Saturday, November 2, 2024

Appellate court affirms that $5 million should be paid to class members in Wells Fargo suit, not law firm

Lawsuits
Money

SACRAMENTO – The 1st District Court of Appeal, Division Three affirmed an earlier judgment from a trial court, ruling that $5 million in settlement proceeds could not be paid to a legal group for representing homeowners who sued Wells Fargo Bank concerning home mortgages.

The trial court ruled in 2015 that no legal fees would be paid to the Initiative Legal Group (ILG), and that the monies would go to members of the class action who participated in the settlement.

“On remand, the trial court concluded that ILG was not entitled to an award of attorney’s fees. The monies on deposit with the court were instead directed to be paid to the class members of Lofton v. Wells Fargo Home Mortgage (Lofton) who participated in the settlement, including ILG’s clients. ILG and parties who sought to intervene and vacate the Lofton and ILG settlements appealed. We affirm,” Judge Peter J. Siggins wrote in the Sept. 28 ruling.

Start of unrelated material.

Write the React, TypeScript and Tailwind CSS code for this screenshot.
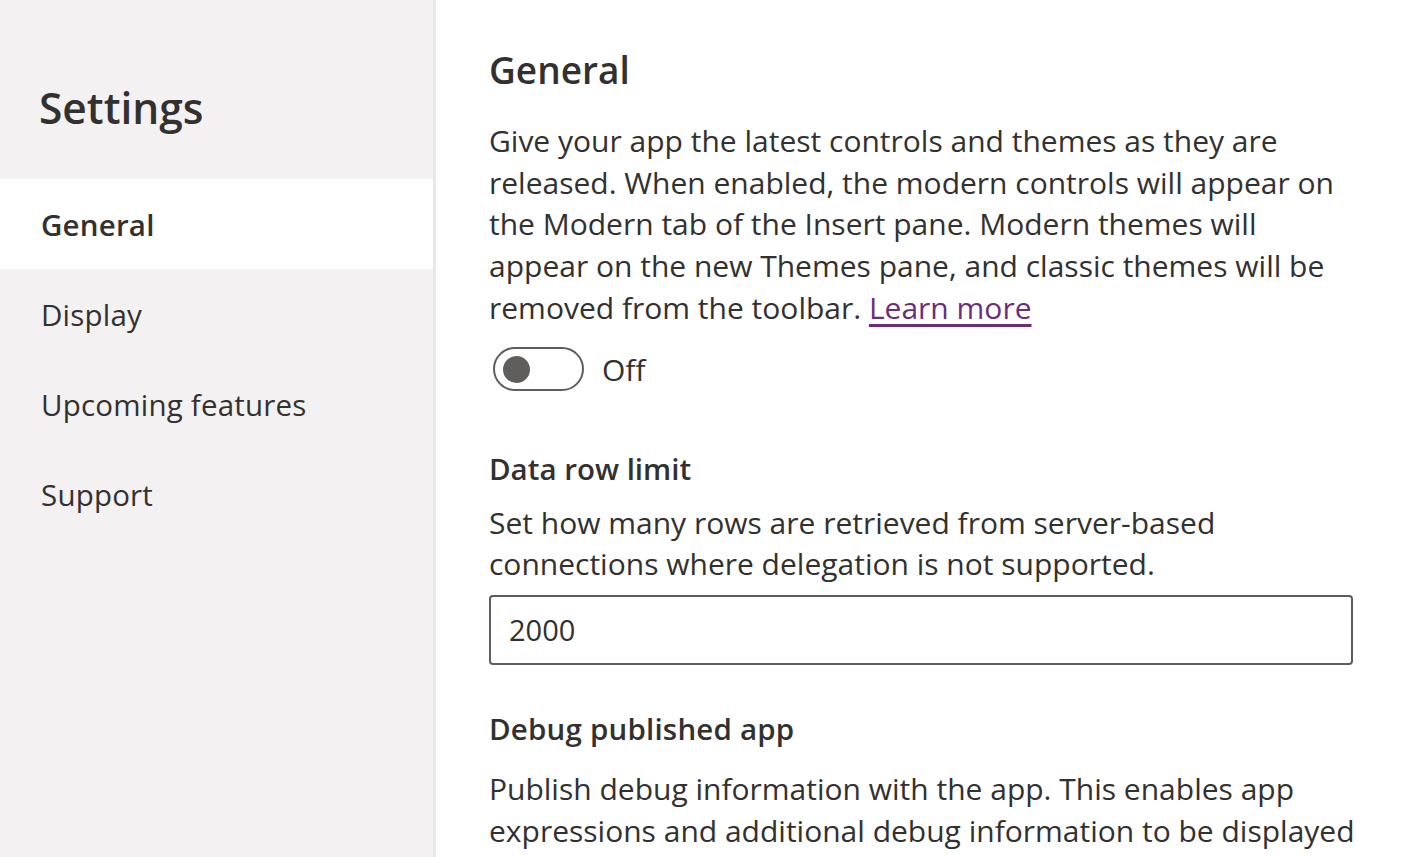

In reviewing the history of this case, the court approved a temporary restraining order in 2014 that required ILG to deposit some $5 million in settlement claims in an escrow account to be supervised by the court. ILG said the $5 million represented attorneys’ fees for the cases of 600 clients who were suing Wells Fargo.

However, a restraining order was issued to conserve the $5 million because it was believed that ILG’s clients had already been compensated through a $19 million class action awarded in Lofton v. Wells Fargo Home Mortgage. The allegation was that ILG was paying itself without court approval.

“The factual and procedural background portion of our Lofton I opinion sets forth the unique factual context of this case. In part, those facts showed that ILG concealed from the Lofton court and its class member clients the $6 million settlement with Wells Fargo for payment of its attorney’s fees in violation of California Rules of Court,” Siggins wrote.

“In light of ILG’s attempt to arrogate to itself millions in fees for claims resolved in Lofton, we queried whether the record would support any fee award to ILG and indicated that, if the allegations supporting the temporary restraining order were true, 'it would be within the court’s jurisdiction to review the supplemental fee agreement and to order the ILG attorneys to disgorge some or all of the fees already received,'” Siggins said.

In conclusion, Siggins said, “The trial court has a substantial interest in preserving the proceeds of a settlement that arguably should have been allocated and approved within the context of the class action proceedings."

Also sitting on the three-judge panel were Judge Stuart R. Pollak and Judge Martin J. Jenkins, who concurred.